Each line of the data that includes the string "components" is to be copied out.

___ PROVIDED DATA

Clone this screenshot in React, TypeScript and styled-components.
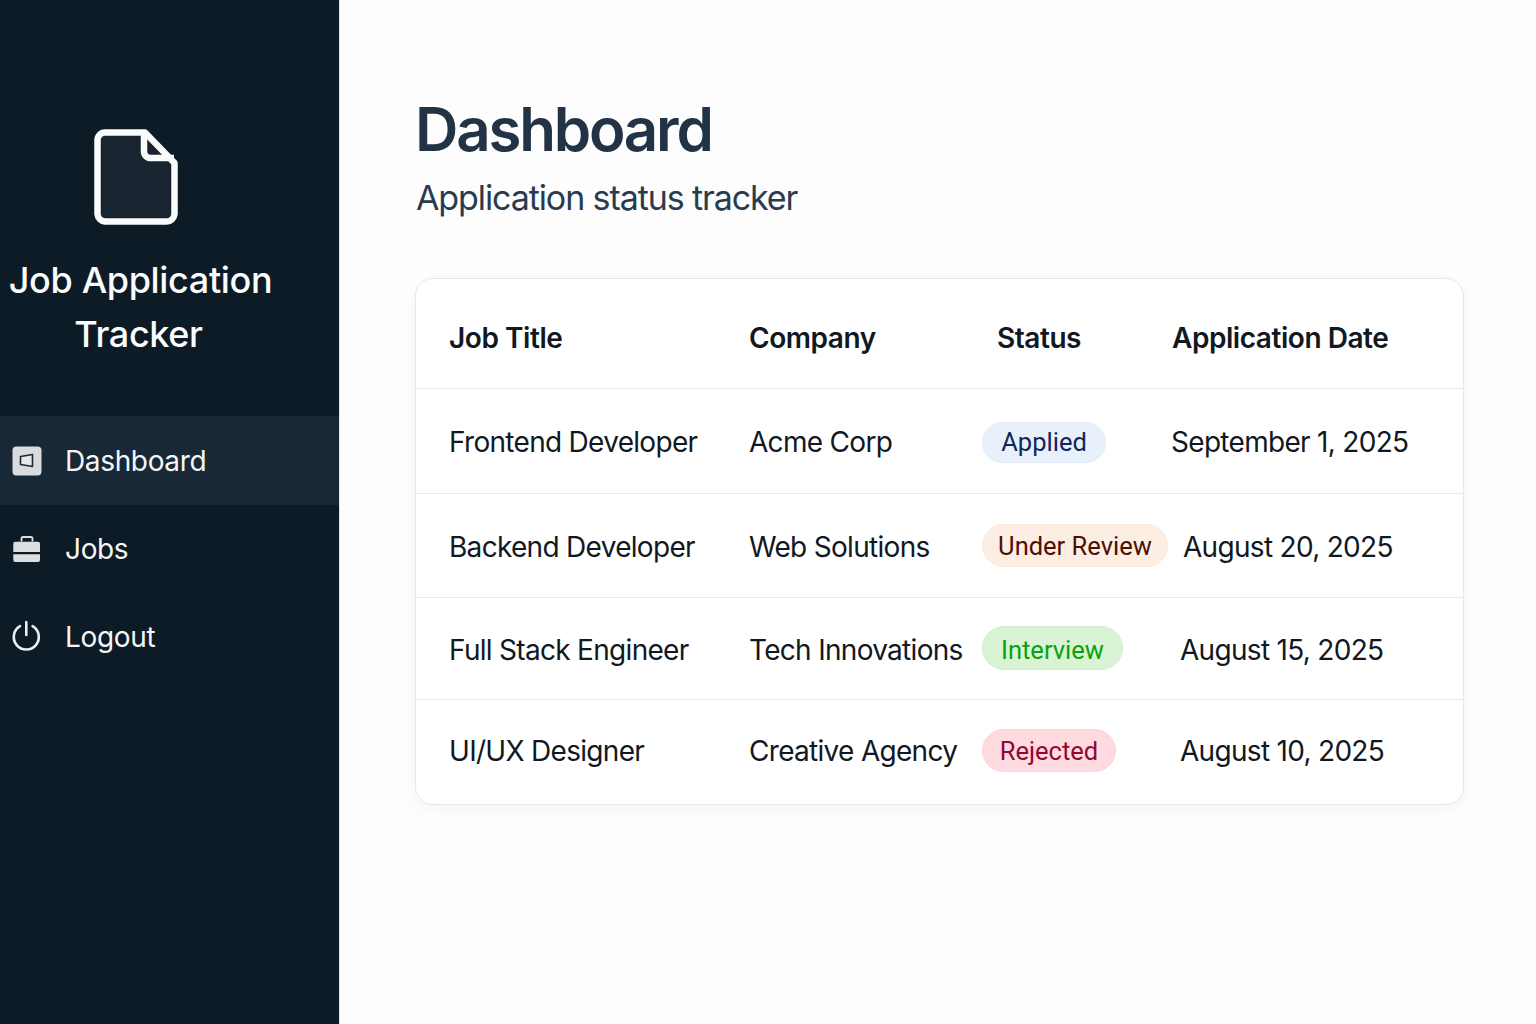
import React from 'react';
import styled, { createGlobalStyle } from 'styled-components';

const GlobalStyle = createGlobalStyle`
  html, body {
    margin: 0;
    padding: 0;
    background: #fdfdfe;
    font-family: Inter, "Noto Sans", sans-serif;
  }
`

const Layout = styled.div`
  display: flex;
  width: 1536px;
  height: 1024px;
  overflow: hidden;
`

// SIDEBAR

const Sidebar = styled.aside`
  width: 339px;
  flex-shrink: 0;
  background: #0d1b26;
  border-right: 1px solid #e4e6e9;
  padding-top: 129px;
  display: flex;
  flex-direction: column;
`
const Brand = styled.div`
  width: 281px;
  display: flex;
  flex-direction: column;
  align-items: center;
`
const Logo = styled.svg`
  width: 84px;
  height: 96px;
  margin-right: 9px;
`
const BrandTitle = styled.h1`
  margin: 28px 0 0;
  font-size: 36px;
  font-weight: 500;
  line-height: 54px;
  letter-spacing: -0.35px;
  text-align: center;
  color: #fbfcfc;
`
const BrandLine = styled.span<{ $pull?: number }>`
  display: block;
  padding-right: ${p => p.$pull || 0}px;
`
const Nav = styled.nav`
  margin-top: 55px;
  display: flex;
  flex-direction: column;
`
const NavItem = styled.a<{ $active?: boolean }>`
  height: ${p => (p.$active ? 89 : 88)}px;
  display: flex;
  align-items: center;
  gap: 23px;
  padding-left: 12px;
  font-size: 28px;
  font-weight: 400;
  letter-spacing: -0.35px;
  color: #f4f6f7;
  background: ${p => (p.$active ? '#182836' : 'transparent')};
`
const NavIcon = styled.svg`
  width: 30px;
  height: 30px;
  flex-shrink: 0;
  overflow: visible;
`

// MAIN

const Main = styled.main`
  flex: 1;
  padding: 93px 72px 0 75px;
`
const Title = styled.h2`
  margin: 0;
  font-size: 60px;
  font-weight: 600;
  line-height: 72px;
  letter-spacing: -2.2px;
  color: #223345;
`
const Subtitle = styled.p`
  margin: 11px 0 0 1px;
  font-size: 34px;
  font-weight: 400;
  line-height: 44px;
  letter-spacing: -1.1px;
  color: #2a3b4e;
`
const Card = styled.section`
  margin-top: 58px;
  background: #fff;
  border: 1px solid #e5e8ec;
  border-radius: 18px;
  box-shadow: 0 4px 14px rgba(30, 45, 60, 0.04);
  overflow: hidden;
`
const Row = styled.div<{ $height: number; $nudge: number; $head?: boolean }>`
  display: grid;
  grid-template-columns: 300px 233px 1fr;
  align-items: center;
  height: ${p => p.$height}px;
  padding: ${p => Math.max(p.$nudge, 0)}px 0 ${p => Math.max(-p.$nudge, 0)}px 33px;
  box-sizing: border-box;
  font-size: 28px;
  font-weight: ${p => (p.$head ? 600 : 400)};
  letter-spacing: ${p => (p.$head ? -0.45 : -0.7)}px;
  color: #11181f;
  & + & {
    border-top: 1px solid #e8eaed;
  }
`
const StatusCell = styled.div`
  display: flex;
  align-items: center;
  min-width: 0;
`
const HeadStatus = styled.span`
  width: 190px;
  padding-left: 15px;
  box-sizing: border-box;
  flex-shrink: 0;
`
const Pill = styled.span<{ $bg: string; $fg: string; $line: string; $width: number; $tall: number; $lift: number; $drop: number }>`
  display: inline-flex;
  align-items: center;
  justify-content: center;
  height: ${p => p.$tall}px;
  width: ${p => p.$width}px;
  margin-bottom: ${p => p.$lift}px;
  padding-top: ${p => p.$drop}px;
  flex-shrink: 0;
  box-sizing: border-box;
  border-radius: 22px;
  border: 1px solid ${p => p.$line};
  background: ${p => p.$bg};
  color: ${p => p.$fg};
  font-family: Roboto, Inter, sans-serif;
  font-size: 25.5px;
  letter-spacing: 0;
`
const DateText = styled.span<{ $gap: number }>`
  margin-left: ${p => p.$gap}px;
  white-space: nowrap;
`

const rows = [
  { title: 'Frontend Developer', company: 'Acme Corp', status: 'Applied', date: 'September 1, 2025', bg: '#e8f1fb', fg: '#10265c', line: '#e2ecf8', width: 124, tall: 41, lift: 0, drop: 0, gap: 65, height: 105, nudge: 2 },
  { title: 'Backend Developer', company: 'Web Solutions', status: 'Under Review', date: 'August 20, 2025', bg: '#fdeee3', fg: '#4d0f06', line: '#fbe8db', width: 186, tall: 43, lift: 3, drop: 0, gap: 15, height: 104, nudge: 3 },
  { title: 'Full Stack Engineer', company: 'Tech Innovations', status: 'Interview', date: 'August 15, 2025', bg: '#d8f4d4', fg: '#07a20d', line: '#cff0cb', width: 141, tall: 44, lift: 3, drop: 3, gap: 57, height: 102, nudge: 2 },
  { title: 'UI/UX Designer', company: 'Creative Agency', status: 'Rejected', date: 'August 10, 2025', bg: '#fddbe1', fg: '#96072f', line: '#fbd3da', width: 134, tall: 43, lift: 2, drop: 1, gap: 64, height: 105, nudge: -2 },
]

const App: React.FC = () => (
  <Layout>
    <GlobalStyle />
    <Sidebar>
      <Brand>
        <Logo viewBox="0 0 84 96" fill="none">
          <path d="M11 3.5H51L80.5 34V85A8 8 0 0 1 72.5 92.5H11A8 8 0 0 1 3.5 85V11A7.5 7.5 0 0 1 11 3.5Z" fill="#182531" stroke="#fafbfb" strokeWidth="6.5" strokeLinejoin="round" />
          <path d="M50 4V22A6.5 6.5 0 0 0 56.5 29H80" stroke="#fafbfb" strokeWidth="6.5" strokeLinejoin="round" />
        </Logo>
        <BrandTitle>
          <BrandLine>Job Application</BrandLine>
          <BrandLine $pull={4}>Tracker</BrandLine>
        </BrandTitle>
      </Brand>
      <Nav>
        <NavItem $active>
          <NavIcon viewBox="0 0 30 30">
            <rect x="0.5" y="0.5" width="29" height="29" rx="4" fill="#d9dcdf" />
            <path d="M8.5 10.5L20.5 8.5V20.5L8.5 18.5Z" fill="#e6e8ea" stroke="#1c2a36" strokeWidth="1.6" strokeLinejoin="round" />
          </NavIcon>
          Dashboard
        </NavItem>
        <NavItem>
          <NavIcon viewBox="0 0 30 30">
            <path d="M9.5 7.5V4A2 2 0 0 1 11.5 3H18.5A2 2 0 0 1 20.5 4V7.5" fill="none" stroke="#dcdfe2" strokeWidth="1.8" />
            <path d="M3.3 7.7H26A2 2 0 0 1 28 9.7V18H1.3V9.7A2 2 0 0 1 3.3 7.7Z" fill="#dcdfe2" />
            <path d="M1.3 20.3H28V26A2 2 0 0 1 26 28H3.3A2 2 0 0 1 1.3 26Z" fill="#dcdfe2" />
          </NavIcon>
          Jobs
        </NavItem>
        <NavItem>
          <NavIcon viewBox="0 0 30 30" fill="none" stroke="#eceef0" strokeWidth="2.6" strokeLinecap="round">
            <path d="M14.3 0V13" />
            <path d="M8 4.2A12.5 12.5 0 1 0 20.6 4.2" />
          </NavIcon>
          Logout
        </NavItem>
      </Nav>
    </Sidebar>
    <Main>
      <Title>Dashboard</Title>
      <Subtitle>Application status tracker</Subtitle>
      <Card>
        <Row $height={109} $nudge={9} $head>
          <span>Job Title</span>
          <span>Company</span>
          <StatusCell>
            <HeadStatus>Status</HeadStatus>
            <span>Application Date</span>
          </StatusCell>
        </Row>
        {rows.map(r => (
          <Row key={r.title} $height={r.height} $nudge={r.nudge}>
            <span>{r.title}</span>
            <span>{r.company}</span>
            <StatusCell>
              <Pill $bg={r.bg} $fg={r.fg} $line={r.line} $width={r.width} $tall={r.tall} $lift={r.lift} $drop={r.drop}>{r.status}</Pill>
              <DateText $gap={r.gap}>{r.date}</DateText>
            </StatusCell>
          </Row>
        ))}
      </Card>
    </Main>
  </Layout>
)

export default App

______

COMPLETE OUTPUT:
Clone this screenshot in React, TypeScript and styled-components.
import styled, { createGlobalStyle } from 'styled-components';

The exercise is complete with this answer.